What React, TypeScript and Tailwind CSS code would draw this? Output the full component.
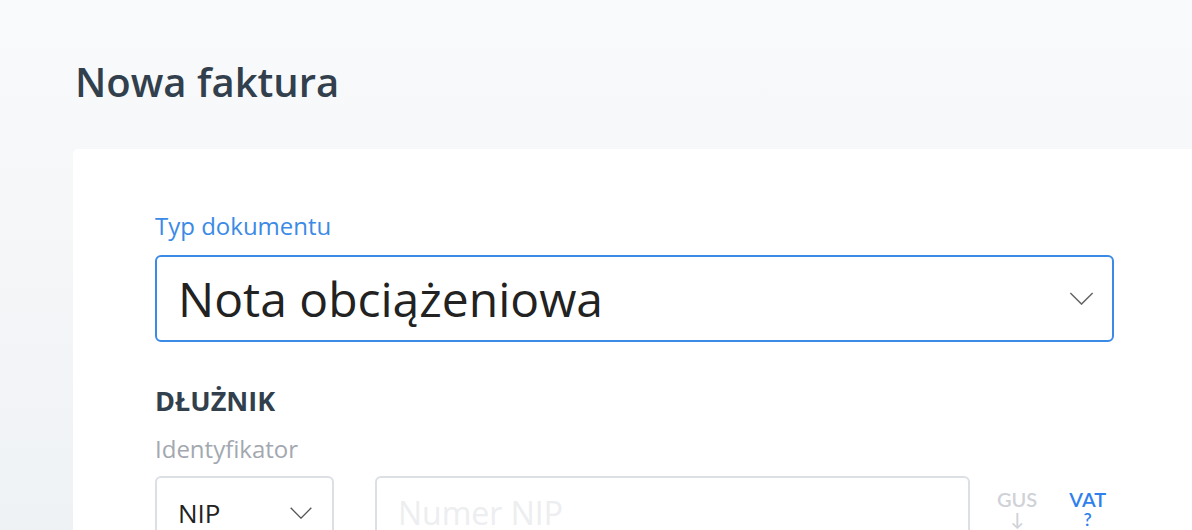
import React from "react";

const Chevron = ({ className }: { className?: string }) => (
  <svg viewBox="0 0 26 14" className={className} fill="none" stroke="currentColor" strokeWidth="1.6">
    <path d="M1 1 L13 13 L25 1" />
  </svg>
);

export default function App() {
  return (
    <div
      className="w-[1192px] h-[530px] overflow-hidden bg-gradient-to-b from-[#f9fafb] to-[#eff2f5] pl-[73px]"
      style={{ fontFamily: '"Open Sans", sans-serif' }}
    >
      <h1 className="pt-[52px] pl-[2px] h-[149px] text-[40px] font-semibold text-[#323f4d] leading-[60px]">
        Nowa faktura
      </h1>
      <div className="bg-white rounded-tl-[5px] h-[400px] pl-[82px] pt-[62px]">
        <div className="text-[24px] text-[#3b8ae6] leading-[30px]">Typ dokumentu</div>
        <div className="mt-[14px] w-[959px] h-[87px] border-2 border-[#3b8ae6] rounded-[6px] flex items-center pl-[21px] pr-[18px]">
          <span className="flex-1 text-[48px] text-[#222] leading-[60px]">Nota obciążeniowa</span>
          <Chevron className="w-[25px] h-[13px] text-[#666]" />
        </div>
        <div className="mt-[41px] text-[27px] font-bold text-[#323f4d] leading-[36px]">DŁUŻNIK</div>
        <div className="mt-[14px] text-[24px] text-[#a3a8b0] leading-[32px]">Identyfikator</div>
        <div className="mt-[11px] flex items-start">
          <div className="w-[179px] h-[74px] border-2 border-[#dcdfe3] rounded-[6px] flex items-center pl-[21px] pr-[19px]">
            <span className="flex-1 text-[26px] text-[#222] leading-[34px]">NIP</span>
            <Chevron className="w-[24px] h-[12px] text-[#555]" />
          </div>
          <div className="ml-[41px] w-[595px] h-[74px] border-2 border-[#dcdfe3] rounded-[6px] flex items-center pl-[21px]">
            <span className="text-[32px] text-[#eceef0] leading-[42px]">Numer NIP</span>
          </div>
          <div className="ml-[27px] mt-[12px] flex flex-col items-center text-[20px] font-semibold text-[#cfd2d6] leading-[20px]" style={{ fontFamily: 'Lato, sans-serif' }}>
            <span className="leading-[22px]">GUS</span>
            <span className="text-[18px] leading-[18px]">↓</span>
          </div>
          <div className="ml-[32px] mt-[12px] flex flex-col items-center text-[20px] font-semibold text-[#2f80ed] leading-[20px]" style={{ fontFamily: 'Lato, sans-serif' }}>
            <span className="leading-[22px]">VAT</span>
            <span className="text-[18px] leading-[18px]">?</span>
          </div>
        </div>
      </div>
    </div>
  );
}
============================================================
§ TASK DIRECTIONS:
All of the lines above should be retyped precisely, apart from the pictures.

§ PROBLEM SOLUTION:
What React, TypeScript and Tailwind CSS code would draw this? Output the full component.
import React from "react";

const Chevron = ({ className }: { className?: string }) => (
  <svg viewBox="0 0 26 14" className={className} fill="none" stroke="currentColor" strokeWidth="1.6">
    <path d="M1 1 L13 13 L25 1" />
  </svg>
);

export default function App() {
  return (
    <div
      className="w-[1192px] h-[530px] overflow-hidden bg-gradient-to-b from-[#f9fafb] to-[#eff2f5] pl-[73px]"
      style={{ fontFamily: '"Open Sans", sans-serif' }}
    >
      <h1 className="pt-[52px] pl-[2px] h-[149px] text-[40px] font-semibold text-[#323f4d] leading-[60px]">
        Nowa faktura
      </h1>
      <div className="bg-white rounded-tl-[5px] h-[400px] pl-[82px] pt-[62px]">
        <div className="text-[24px] text-[#3b8ae6] leading-[30px]">Typ dokumentu</div>
        <div className="mt-[14px] w-[959px] h-[87px] border-2 border-[#3b8ae6] rounded-[6px] flex items-center pl-[21px] pr-[18px]">
          <span className="flex-1 text-[48px] text-[#222] leading-[60px]">Nota obciążeniowa</span>
          <Chevron className="w-[25px] h-[13px] text-[#666]" />
        </div>
        <div className="mt-[41px] text-[27px] font-bold text-[#323f4d] leading-[36px]">DŁUŻNIK</div>
        <div className="mt-[14px] text-[24px] text-[#a3a8b0] leading-[32px]">Identyfikator</div>
        <div className="mt-[11px] flex items-start">
          <div className="w-[179px] h-[74px] border-2 border-[#dcdfe3] rounded-[6px] flex items-center pl-[21px] pr-[19px]">
            <span className="flex-1 text-[26px] text-[#222] leading-[34px]">NIP</span>
            <Chevron className="w-[24px] h-[12px] text-[#555]" />
          </div>
          <div className="ml-[41px] w-[595px] h-[74px] border-2 border-[#dcdfe3] rounded-[6px] flex items-center pl-[21px]">
            <span className="text-[32px] text-[#eceef0] leading-[42px]">Numer NIP</span>
          </div>
          <div className="ml-[27px] mt-[12px] flex flex-col items-center text-[20px] font-semibold text-[#cfd2d6] leading-[20px]" style={{ fontFamily: 'Lato, sans-serif' }}>
            <span className="leading-[22px]">GUS</span>
            <span className="text-[18px] leading-[18px]">↓</span>
          </div>
          <div className="ml-[32px] mt-[12px] flex flex-col items-center text-[20px] font-semibold text-[#2f80ed] leading-[20px]" style={{ fontFamily: 'Lato, sans-serif' }}>
            <span className="leading-[22px]">VAT</span>
            <span className="text-[18px] leading-[18px]">?</span>
          </div>
        </div>
      </div>
    </div>
  );
}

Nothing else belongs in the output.